While at the Opry, Turner also hosted the pre-Opry Grand Ole Opry Warmup Show, spinning records and taking requests on the Opry Stage every Friday and Saturday night shows, first at the Ryman Auditorium in downtown Nashville, and later at the Grand Ole Opry House at Opryland USA northeast of Nashville after the new Opry House opened in March 1974 (The new Opry House is still in use near the now Opry Mills Mall following the park's closure and demolition between 1997 and 2000.). Turner performed this until the night before he died in Brentwood, Tennessee in October 1991.

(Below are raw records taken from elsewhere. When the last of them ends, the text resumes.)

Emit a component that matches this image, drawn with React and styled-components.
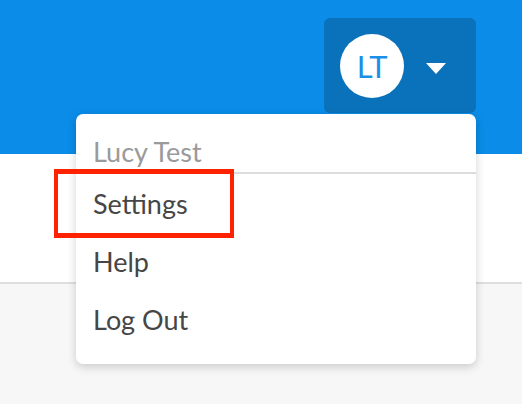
import React from "react";
import styled, { createGlobalStyle } from "styled-components";

const Global = createGlobalStyle`
  html, body { margin: 0; padding: 0; background: #f7f7f7; }
  body { font-family: Lato, "Open Sans", sans-serif; }
`;

const Page = styled.div`
  position: relative;
  width: 522px;
  height: 404px;
  overflow: hidden;
  background: #f7f7f7;
`;

const Header = styled.header`
  height: 154px;
  background: #0a8ce8;
  display: flex;
  justify-content: flex-end;
  align-items: flex-start;
  padding: 18px 46px 0 0;
  box-sizing: border-box;
`;

const UserButton = styled.div`
  width: 152px;
  height: 95px;
  box-sizing: border-box;
  background: #0a72bb;
  border-radius: 6px;
  display: flex;
  align-items: center;
  padding-left: 16px;
  gap: 22px;
`;

const Avatar = styled.div`
  width: 64px;
  height: 64px;
  border-radius: 50%;
  background: #fff;
  color: #1a8fe8;
  font-size: 31px;
  display: flex;
  align-items: center;
  justify-content: center;
  letter-spacing: -0.5px;
`;

const Caret = styled.div`
  width: 0;
  height: 0;
  border-left: 10px solid transparent;
  border-right: 10px solid transparent;
  border-top: 11px solid #fff;
  margin-top: 5px;
`;

const Band = styled.div`
  height: 128px;
  background: #fff;
  border-bottom: 2px solid #dedede;
`;

const Menu = styled.div`
  position: absolute;
  left: 76px;
  top: 114px;
  width: 400px;
  height: 250px;
  background: #fff;
  border-radius: 7px;
  box-shadow: 0 3px 10px rgba(0, 0, 0, 0.18);
`;

const MenuHead = styled.div`
  height: 60px;
  box-sizing: border-box;
  padding: 22px 0 0 17px;
  font-size: 27px;
  line-height: 32px;
  color: #9a9a9a;
  border-bottom: 2px solid #dcdcdc;
`;

const Item = styled.div`
  height: 58px;
  padding-left: 17px;
  display: flex;
  align-items: center;
  font-size: 27px;
  color: #464646;
`;

const Highlight = styled.div`
  position: absolute;
  left: 54px;
  top: 169px;
  width: 180px;
  height: 69px;
  box-sizing: border-box;
  border: 4px solid #ff2200;
  border-top-width: 5px;
  border-bottom-width: 5px;
`;

export default function App() {
  return (
    <>
      <Global />
      <Page>
        <Header>
          <UserButton>
            <Avatar>LT</Avatar>
            <Caret />
          </UserButton>
        </Header>
        <Band />
        <Menu>
          <MenuHead>Lucy Test</MenuHead>
          <Item>Settings</Item>
          <Item>Help</Item>
          <Item>Log Out</Item>
        </Menu>
        <Highlight />
      </Page>
    </>
  );
}
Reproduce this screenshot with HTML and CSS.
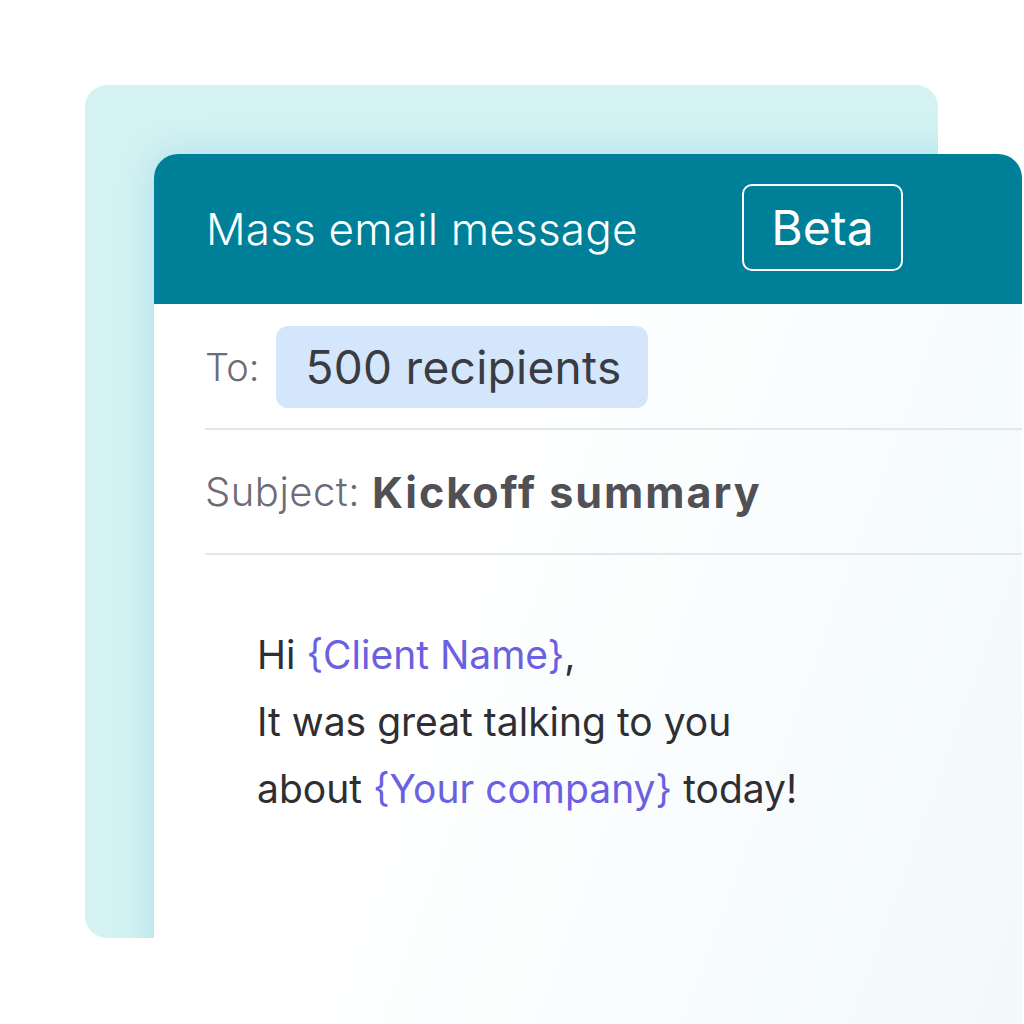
FILE: index.html
```html
<!DOCTYPE html>
<html lang="en">
<head>
<meta charset="utf-8">
<title>Mass email message</title>
<link rel="stylesheet" href="styles.css">
</head>
<body>
<div class="stage">
  <div class="back-card"></div>
  <section class="email">
    <header class="email-head">
      <h1 class="title">Mass email message</h1>
      <span class="badge">Beta</span>
    </header>
    <div class="email-body">
      <div class="field to-field">
        <span class="label">To:</span>
        <span class="chip">500 recipients</span>
      </div>
      <div class="field subject-field">
        <span class="label">Subject:</span>
        <strong class="subject">Kickoff summary</strong>
      </div>
      <div class="message">
        <p>Hi <span class="var">{Client Name}</span>,</p>
        <p>It was great talking to you</p>
        <p>about <span class="var">{Your company}</span> today!</p>
      </div>
    </div>
  </section>
</div>
</body>
</html>
```
FILE: styles.css
```css
html, body {
  margin: 0;
  padding: 0;
  background: #ffffff;
}

.stage {
  position: relative;
  width: 1024px;
  height: 1024px;
  overflow: hidden;
  box-sizing: border-box;
  padding: 154px 0 0 154px;
  font-family: "Inter", "Lato", "Liberation Sans", sans-serif;
}

.back-card {
  position: absolute;
  left: 85px;
  top: 85px;
  width: 853px;
  height: 853px;
  border-radius: 22px;
  overflow: hidden;
  background: #d4f2f2;
}

.back-card::after {
  content: "";
  position: absolute;
  left: 69px;
  top: 69px;
  right: -60px;
  bottom: -60px;
  border-radius: 24px 0 0 0;
  box-shadow: 0 0 36px rgba(120, 200, 228, 0.45);
}

.email {
  position: relative;
  width: 868px;
  height: 900px;
  border-radius: 24px 24px 0 0;
  background: linear-gradient(110deg, #ffffff 35%, #f2f9fb 100%);
}

.email-head {
  height: 150px;
  box-sizing: border-box;
  padding-left: 52px;
  display: flex;
  align-items: center;
  background: #007f99;
  border-radius: 24px 24px 0 0;
  color: #ffffff;
}

.title {
  flex: 0 0 536px;
  margin: 0;
  font-size: 44px;
  font-weight: 300;
  letter-spacing: 0.2px;
}

.badge {
  display: flex;
  align-items: center;
  justify-content: center;
  width: 161px;
  height: 87px;
  box-sizing: border-box;
  margin-top: -4px;
  border: 2px solid #ffffff;
  border-radius: 10px;
  font-size: 48px;
  font-weight: 400;
}

.email-body {
  padding-left: 51px;
}

.field {
  display: flex;
  align-items: center;
  border-bottom: 2px solid #e3e6ed;
}

.label {
  color: #6c6c78;
  font-weight: 300;
}

.to-field {
  padding: 22px 0 20px;
  font-size: 38px;
}

.to-field .label {
  margin-right: 17px;
}

.chip {
  display: flex;
  align-items: center;
  height: 82px;
  padding: 0 26px 0 29px;
  border-radius: 12px;
  background: #d4e6fc;
  color: #3b3b42;
  font-size: 46px;
  font-weight: 400;
  letter-spacing: 0.3px;
}

.subject-field {
  height: 125px;
  box-sizing: border-box;
  font-size: 40px;
}

.subject-field .label {
  letter-spacing: 0.5px;
}

.subject {
  margin-left: 12px;
  color: #505055;
  font-size: 43px;
  font-weight: 700;
  letter-spacing: 2px;
}

.message {
  padding: 66px 0 0 52px;
  color: #2e2e33;
  font-size: 39px;
  font-weight: 400;
}

.message p {
  margin: 0;
  line-height: 67px;
}

.var {
  color: #6b5fe2;
}
```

==Music and other recording career==
Outside of the Opry, Turner had a less than successful career as a recording artist. During 1951–52, Turner recorded four duets with Helen Carter for Tennessee and Republic Records. In 1964–65, Turner had four solo numbers with Chart Records (now part of Sony Music ). Turner also made spoken-word LP recordings, including one personal Opry memoir for CVS Records in 1980. That same year, Turner had an uncredited role as an Opry announcer in the Loretta Lynn biographical film Coal Miner's Daughter.

==Legacy==
Known for his diction, ingratiating personality, and professionalism, Turner was among the first three inductees in the Country Disc Jockey Hall of Fame (now Country Radio Seminar On-Air Hall of Fame Inductees) in 1975. Six years later, Turner was inducted into the Country Music Hall of Fame along with Vernon Dalhart.

Turner was the first radio host or announcer to be inducted into the Country Music Hall of Fame. The other two announcers inducted were Ralph Emery in 2007 and Kix Brooks (as part of Brooks & Dunn) in 2019 (Brooks succeeded Bob Kingsley as host of American Country Countdown in January 2006 and hosted until the end of 2024.).